------ DATASET CONTENT
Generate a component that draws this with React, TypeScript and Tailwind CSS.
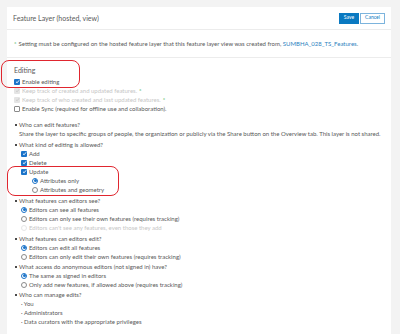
import React from 'react';

const Check: React.FC<{ state: 'on' | 'off' | 'dim' }> = ({ state }) => {
    if (state === 'off') {
        return <span className="inline-block w-[6px] h-[6px] border border-[#8a8a8a] bg-white rounded-[1px] shrink-0" />;
    }
    const bg = state === 'on' ? 'bg-[#1a73c9]' : 'bg-[#e4e4e4]';
    const stroke = state === 'on' ? '#ffffff' : '#c8c8c8';
    return (
        <span className={`inline-flex items-center justify-center w-[6px] h-[6px] rounded-[1px] shrink-0 ${bg}`}>
            <svg width="5" height="5" viewBox="0 0 10 10">
                <path d="M2 5.5 L4.2 7.6 L8.2 2.6" fill="none" stroke={stroke} strokeWidth="1.8" />
            </svg>
        </span>
    );
};

const Radio: React.FC<{ state: 'on' | 'off' | 'dim' }> = ({ state }) => {
    if (state === 'on') {
        return (
            <span className="inline-flex items-center justify-center w-[6px] h-[6px] rounded-full border border-[#1a73c9] bg-white shrink-0">
                <span className="w-[3px] h-[3px] rounded-full bg-[#1a73c9]" />
            </span>
        );
    }
    const border = state === 'off' ? 'border-[#8a8a8a]' : 'border-[#e6e6e6]';
    return <span className={`inline-block w-[6px] h-[6px] rounded-full border bg-white shrink-0 ${border}`} />;
};

const Row: React.FC<{ children: React.ReactNode; className?: string }> = ({ children, className = '' }) => (
    <div className={`flex items-center h-[9px] ${className}`}>{children}</div>
);

const Heading: React.FC<{ text: string; className?: string }> = ({ text, className = '' }) => (
    <Row className={`pl-[8px] ${className}`}>
        <span className="w-[2px] h-[2px] bg-[#4a4a4a] mr-[2px]" />
        <span>{text}</span>
    </Row>
);

const Opt: React.FC<{ kind: 'check' | 'radio'; state: 'on' | 'off' | 'dim'; label: string; deep?: boolean }> = ({
    kind,
    state,
    label,
    deep,
}) => (
    <Row className={deep ? 'pl-[25px]' : 'pl-[14px]'}>
        {kind === 'check' ? <Check state={state} /> : <Radio state={state} />}
        <span className={`ml-[2px] ${state === 'dim' ? 'text-[#c6c6c6]' : ''}`}>{label}</span>
    </Row>
);

export default function App() {
    return (
        <div
            className="w-[400px] h-[334px] bg-[#f3f3f3] pl-[7px] pt-[7px] overflow-hidden text-[#585858]"
            style={{ fontFamily: 'Lato, "Liberation Sans", sans-serif' }}
        >
            <div className="relative w-[384px] h-[340px] bg-white">
                {/* header */}
                <div className="flex items-center justify-between h-[23px] pl-[6px] pr-[6px] border-b border-[#ececec]">
                    <span className="text-[7px] text-[#5a5a5a]">Feature Layer (hosted, view)</span>
                    <div className="flex gap-[1px]">
                        <button className="w-[20px] h-[11px] bg-[#0a79c1] text-white text-[5px]">Save</button>
                        <button className="w-[25px] h-[11px] bg-white border border-[#7cb4dd] text-[#0a79c1] text-[5px]">
                            Cancel
                        </button>
                    </div>
                </div>

                {/* note */}
                <div className="flex items-center h-[28px] pl-[7px] border-b border-[#ececec] text-[6px]">
                    <span className="text-[#35ac46] mr-[2px]">*</span>
                    <span>
                        Setting must be configured on the hosted feature layer that this feature layer view was
                        created from, <span className="text-[#2d7fc0]">SUMBHA_028_TS_Features</span>.
                    </span>
                </div>

                {/* content */}
                <div className="pt-[8px] text-[6px] leading-[9px]">
                    <Row className="pl-[7px] text-[7px] text-[#5a5a5a]">Editing</Row>
                    <Row className="pl-[7px] mt-[2px]">
                        <Check state="on" />
                        <span className="ml-[2px]">Enable editing</span>
                    </Row>
                    <Row className="pl-[7px]">
                        <Check state="dim" />
                        <span className="ml-[2px] text-[#c6c6c6]">Keep track of created and updated features.</span>
                        <span className="ml-[2px] text-[#35ac46]">*</span>
                    </Row>
                    <Row className="pl-[7px]">
                        <Check state="dim" />
                        <span className="ml-[2px] text-[#c6c6c6]">Keep track of who created and last updated features.</span>
                        <span className="ml-[2px] text-[#35ac46]">*</span>
                    </Row>
                    <Row className="pl-[7px]">
                        <Check state="off" />
                        <span className="ml-[2px]">Enable Sync (required for offline use and collaboration).</span>
                    </Row>

                    <Heading text="Who can edit features?" className="mt-[7px]" />
                    <Row className="pl-[12px]">
                        Share the layer to specific groups of people, the organization or publicly via the Share button on
                        the Overview tab. This layer is not shared.
                    </Row>

                    <Heading text="What kind of editing is allowed?" className="mt-[2px]" />
                    <Opt kind="check" state="on" label="Add" />
                    <Opt kind="check" state="on" label="Delete" />
                    <Opt kind="check" state="on" label="Update" />
                    <Opt kind="radio" state="on" label="Attributes only" deep />
                    <Opt kind="radio" state="off" label="Attributes and geometry" deep />

                    <Heading text="What features can editors see?" className="mt-[2px]" />
                    <Opt kind="radio" state="on" label="Editors can see all features" />
                    <Opt kind="radio" state="off" label="Editors can only see their own features (requires tracking)" />
                    <Opt kind="radio" state="dim" label="Editors can't see any features, even those they add" />

                    <Heading text="What features can editors edit?" className="mt-[2px]" />
                    <Opt kind="radio" state="on" label="Editors can edit all features" />
                    <Opt kind="radio" state="off" label="Editors can only edit their own features (requires tracking)" />

                    <Heading text="What access do anonymous editors (not signed in) have?" className="mt-[1px]" />
                    <Opt kind="radio" state="on" label="The same as signed in editors" />
                    <Opt kind="radio" state="off" label="Only add new features, if allowed above (requires tracking)" />

                    <Heading text="Who can manage edits?" className="mt-[1px]" />
                    <Row className="pl-[14px]">· You</Row>
                    <Row className="pl-[14px]">· Administrators</Row>
                    <Row className="pl-[14px]">· Data curators with the appropriate privileges</Row>
                </div>

                {/* red annotation outlines */}
                <div className="absolute left-[-6px] top-[53px] w-[79px] h-[28px] border-[1.5px] border-[#e0262f] rounded-[8px]" />
                <div className="absolute left-[0px] top-[159px] w-[112px] h-[30px] border-[1.5px] border-[#e0262f] rounded-[8px]" />
            </div>
        </div>
    );
}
------------
Every line from the start of the listing above through the line with "import React from 'react';" should be repeated exactly; skip the pictures and add nothing else.

= TASK RESPONSE =
Generate a component that draws this with React, TypeScript and Tailwind CSS.
import React from 'react';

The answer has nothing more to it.